[Saved entries]
↓

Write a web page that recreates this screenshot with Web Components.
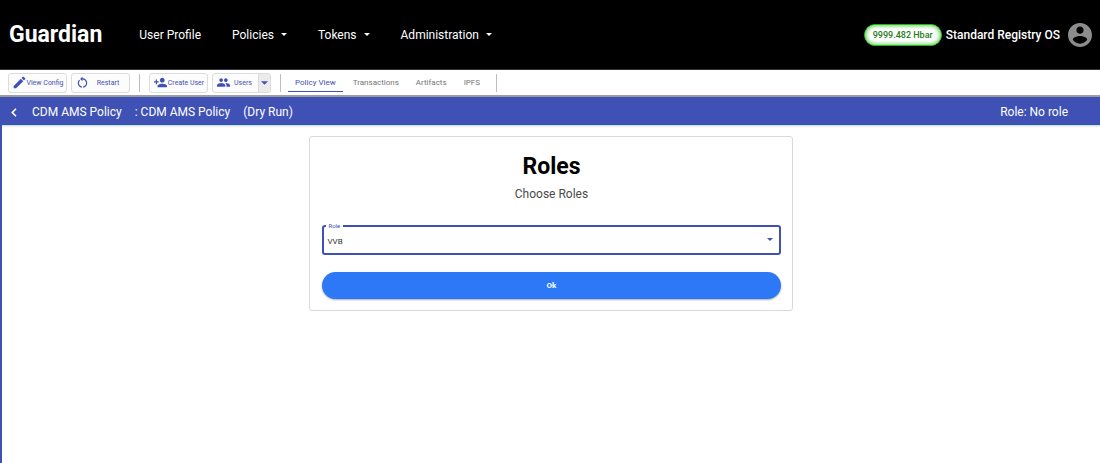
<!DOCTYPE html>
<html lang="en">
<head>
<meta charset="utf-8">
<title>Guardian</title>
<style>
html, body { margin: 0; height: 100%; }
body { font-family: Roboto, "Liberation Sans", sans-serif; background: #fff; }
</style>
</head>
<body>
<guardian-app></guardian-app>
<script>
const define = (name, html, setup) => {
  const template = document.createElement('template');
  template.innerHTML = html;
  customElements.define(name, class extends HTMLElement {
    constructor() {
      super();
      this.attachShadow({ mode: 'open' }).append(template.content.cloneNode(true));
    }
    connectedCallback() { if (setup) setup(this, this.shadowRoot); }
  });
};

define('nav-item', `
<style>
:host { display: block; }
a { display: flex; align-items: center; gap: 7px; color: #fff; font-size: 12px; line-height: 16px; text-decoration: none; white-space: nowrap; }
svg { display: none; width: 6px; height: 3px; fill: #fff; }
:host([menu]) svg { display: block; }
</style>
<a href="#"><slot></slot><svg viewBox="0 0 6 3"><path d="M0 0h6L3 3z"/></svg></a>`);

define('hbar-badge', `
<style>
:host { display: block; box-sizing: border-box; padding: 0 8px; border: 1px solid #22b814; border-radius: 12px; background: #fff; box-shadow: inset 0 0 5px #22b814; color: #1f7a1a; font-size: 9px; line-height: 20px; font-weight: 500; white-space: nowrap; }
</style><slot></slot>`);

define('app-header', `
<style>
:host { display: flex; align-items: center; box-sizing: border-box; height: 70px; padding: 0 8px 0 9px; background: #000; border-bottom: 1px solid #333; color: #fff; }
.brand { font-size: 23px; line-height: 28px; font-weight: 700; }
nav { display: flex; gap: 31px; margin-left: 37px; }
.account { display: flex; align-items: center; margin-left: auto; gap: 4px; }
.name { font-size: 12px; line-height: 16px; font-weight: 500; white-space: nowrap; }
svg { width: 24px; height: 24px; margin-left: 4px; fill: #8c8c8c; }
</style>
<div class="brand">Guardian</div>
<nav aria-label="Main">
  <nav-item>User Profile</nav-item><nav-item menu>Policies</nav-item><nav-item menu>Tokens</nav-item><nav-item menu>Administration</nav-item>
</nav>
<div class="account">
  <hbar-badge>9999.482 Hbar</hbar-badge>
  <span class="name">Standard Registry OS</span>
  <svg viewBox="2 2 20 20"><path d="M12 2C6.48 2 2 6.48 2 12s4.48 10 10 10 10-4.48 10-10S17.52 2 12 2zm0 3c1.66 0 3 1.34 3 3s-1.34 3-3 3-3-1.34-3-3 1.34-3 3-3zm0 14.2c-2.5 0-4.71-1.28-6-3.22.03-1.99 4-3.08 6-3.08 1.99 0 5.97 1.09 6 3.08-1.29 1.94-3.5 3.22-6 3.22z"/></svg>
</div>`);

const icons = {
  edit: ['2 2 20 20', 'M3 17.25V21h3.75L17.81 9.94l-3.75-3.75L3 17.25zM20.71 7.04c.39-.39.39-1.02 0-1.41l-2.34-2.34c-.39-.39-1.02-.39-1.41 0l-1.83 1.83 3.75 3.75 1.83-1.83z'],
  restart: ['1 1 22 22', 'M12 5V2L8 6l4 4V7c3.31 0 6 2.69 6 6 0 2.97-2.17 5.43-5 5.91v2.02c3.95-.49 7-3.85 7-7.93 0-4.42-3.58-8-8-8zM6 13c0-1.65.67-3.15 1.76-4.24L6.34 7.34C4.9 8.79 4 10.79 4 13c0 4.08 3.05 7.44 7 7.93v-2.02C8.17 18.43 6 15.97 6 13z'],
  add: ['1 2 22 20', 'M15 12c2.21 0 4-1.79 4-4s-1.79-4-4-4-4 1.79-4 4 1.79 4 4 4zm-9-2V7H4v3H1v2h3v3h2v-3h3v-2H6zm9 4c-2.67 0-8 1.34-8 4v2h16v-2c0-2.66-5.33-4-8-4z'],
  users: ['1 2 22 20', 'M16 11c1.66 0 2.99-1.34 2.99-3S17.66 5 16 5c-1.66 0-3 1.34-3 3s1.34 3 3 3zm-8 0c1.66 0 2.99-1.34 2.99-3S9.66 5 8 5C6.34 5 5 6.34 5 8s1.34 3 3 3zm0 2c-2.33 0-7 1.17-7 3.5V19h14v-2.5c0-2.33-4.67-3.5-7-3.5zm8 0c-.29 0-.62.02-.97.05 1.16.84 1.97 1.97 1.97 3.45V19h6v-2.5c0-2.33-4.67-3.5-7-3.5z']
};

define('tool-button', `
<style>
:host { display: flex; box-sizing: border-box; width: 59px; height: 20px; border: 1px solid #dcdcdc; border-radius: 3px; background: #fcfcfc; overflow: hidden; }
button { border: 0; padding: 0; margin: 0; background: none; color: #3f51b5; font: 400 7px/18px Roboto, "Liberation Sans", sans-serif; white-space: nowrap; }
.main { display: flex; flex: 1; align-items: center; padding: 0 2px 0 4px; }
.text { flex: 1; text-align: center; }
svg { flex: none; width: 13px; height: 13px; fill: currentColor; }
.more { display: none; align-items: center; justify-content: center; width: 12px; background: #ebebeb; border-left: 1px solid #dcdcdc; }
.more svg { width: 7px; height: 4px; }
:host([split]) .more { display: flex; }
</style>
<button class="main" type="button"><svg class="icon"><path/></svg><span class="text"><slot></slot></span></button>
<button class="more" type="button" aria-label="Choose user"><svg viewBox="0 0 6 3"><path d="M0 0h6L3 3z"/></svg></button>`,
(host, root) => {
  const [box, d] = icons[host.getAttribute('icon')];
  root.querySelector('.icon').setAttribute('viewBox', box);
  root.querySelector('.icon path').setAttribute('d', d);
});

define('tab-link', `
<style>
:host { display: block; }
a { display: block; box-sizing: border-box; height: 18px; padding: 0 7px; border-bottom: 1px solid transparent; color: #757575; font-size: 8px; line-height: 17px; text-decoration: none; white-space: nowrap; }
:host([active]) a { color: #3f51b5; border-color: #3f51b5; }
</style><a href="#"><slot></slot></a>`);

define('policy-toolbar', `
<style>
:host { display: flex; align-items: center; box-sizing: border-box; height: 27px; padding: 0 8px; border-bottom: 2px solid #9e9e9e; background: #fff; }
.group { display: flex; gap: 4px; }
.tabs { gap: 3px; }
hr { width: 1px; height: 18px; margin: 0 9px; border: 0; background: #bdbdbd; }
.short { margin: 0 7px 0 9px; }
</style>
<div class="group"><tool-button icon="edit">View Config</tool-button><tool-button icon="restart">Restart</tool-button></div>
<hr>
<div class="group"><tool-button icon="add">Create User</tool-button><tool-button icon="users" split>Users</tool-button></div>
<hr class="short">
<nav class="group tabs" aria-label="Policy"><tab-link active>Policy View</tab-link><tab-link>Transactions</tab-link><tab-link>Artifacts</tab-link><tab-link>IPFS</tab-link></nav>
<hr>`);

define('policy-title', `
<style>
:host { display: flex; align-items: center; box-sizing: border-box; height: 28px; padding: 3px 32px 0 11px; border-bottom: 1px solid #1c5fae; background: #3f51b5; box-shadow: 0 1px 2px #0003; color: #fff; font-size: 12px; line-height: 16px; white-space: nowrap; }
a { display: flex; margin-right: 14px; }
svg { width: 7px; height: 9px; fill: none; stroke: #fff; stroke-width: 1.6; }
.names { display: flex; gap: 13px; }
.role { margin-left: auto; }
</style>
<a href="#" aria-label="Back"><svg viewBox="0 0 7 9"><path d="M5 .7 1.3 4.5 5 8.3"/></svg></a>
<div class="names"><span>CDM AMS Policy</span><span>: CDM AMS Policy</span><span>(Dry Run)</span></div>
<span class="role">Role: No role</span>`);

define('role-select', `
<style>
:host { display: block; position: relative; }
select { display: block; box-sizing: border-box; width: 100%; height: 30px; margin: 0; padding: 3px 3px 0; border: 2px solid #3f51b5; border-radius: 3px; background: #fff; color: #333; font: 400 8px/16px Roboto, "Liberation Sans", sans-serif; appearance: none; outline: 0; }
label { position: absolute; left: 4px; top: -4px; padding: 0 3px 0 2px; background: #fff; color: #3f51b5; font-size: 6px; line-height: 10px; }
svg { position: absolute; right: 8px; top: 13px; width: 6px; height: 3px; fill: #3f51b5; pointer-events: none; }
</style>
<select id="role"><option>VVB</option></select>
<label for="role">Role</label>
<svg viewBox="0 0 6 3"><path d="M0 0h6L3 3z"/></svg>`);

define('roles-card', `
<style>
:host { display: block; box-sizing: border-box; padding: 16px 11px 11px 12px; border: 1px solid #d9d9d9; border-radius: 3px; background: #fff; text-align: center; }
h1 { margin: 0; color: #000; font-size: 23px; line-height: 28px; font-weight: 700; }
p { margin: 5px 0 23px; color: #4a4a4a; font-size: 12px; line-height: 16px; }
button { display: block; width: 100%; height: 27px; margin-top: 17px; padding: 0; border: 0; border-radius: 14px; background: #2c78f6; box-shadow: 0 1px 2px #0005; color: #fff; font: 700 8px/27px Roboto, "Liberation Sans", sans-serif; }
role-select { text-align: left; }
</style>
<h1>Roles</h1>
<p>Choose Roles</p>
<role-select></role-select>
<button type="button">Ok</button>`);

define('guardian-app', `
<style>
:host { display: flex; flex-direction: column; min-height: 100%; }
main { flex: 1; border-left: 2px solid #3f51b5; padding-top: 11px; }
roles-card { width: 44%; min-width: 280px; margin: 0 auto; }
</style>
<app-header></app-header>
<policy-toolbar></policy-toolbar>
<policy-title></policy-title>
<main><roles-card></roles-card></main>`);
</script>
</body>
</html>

↑
↓

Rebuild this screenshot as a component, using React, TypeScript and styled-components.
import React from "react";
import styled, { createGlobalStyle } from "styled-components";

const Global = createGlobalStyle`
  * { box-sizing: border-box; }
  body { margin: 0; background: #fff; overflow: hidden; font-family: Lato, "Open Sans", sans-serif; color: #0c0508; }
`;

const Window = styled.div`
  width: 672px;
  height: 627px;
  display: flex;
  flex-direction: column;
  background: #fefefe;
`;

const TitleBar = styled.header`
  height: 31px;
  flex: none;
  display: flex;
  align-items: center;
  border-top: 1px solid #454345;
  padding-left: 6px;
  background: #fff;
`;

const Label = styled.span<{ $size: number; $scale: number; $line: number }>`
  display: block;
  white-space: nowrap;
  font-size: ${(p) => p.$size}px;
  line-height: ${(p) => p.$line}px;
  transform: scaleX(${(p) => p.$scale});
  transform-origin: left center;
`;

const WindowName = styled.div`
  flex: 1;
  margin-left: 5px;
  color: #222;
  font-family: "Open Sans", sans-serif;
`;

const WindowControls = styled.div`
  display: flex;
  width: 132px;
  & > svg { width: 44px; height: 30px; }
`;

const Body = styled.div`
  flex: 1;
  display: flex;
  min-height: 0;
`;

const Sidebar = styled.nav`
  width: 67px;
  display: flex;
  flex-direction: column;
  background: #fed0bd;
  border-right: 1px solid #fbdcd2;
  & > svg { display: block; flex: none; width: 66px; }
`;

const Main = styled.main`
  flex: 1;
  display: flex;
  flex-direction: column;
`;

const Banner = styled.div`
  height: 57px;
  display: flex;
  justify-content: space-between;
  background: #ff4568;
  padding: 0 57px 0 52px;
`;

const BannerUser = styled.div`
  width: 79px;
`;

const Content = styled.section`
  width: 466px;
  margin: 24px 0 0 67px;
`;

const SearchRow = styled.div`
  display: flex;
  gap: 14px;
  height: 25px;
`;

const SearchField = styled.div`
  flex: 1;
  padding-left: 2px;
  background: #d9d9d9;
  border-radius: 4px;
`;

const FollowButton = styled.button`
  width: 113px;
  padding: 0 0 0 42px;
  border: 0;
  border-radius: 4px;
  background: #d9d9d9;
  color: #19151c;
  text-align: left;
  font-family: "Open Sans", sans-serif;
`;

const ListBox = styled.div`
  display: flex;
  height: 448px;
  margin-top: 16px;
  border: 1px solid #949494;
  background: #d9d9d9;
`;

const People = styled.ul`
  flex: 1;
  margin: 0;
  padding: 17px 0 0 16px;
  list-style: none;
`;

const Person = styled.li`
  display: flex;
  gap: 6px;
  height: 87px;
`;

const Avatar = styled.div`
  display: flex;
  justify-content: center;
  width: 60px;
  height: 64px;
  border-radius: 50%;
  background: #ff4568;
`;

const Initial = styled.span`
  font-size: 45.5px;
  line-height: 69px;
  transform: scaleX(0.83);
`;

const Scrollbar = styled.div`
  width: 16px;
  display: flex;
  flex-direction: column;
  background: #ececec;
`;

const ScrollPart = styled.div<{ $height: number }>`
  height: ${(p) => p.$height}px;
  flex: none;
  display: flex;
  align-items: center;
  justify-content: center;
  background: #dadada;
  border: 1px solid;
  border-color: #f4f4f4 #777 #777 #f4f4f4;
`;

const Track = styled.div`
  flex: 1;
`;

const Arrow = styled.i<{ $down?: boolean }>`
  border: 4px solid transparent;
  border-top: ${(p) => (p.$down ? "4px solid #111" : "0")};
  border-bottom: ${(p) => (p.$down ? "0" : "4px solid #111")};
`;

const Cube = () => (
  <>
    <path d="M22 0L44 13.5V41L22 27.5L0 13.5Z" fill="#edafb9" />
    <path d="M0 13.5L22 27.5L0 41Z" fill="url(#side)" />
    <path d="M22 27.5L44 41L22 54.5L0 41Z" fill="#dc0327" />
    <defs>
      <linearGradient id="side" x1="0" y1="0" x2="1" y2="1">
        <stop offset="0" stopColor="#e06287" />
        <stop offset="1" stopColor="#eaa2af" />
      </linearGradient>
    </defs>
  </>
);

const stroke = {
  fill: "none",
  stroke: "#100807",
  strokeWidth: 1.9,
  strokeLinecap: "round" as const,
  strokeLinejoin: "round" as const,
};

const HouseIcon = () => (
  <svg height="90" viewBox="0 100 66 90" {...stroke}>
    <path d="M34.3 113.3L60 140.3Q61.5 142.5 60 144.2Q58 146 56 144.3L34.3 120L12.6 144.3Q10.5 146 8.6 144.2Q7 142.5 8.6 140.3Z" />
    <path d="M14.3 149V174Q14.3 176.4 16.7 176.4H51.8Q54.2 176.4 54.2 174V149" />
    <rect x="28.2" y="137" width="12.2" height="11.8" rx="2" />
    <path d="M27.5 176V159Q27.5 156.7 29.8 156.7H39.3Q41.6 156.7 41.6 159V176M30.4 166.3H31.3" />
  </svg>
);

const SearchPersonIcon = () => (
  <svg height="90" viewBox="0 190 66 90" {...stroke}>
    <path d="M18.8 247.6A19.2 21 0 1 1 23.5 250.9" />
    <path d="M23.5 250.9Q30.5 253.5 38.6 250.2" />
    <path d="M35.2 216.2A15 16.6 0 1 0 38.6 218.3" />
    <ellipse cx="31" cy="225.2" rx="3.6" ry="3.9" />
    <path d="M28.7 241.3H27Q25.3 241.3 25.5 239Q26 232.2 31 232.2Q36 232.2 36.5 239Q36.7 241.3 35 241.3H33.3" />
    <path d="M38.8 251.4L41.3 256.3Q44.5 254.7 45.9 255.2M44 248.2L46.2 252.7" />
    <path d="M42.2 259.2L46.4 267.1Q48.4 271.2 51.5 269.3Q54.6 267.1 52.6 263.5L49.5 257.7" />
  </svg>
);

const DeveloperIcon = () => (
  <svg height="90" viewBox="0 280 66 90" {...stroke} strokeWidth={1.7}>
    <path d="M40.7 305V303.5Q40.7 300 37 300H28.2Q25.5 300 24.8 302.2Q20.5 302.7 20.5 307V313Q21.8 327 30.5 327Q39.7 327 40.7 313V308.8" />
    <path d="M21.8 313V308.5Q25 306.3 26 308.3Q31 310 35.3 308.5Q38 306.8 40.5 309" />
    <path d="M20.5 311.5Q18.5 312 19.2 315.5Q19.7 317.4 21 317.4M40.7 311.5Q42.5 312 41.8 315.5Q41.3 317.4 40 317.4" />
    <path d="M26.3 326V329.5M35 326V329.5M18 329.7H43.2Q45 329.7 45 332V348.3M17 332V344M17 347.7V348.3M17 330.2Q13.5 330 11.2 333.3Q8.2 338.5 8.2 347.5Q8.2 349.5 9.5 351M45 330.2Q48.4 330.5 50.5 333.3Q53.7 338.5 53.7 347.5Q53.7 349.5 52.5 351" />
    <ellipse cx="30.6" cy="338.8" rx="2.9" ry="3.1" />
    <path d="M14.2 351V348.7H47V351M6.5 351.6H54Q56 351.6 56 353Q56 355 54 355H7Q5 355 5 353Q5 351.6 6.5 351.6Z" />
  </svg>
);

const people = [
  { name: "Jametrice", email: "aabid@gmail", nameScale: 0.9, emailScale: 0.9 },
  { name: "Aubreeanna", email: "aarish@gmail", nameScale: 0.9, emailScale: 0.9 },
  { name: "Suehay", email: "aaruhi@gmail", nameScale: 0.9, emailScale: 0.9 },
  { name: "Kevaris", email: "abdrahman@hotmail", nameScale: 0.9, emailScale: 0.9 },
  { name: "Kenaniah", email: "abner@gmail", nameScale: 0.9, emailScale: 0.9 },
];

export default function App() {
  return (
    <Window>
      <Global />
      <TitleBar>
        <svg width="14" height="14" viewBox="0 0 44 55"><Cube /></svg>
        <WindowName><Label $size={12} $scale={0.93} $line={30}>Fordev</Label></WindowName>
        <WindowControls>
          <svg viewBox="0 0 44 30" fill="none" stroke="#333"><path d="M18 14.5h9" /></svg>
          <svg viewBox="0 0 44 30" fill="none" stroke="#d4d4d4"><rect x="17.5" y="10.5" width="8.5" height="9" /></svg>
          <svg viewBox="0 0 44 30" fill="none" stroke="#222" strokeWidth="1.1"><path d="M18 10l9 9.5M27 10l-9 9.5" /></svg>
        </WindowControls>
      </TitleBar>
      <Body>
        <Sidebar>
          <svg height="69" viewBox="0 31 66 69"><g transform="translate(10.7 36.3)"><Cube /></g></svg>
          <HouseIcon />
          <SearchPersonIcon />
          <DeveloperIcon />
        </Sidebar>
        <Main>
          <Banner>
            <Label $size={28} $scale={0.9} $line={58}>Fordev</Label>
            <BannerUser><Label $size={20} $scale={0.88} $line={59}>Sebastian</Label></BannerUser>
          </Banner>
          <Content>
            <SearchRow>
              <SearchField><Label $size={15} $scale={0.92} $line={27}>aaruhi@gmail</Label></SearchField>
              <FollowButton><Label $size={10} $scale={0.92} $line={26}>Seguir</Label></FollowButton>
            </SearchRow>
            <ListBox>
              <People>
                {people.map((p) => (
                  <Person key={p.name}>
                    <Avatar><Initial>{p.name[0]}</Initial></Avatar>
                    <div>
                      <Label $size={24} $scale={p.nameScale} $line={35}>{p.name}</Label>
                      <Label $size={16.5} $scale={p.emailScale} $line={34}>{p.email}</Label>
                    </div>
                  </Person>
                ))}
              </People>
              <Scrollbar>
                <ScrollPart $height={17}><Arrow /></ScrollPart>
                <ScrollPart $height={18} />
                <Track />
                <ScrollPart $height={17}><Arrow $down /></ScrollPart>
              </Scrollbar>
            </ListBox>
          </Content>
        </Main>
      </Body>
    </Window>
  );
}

↑

● EXERCISE DIRECTIONS: Search the data for the string "this" and copy each line where it appears.

● REPLY:
Write a web page that recreates this screenshot with Web Components.
      this.attachShadow({ mode: 'open' }).append(template.content.cloneNode(true));
    connectedCallback() { if (setup) setup(this, this.shadowRoot); }
Rebuild this screenshot as a component, using React, TypeScript and styled-components.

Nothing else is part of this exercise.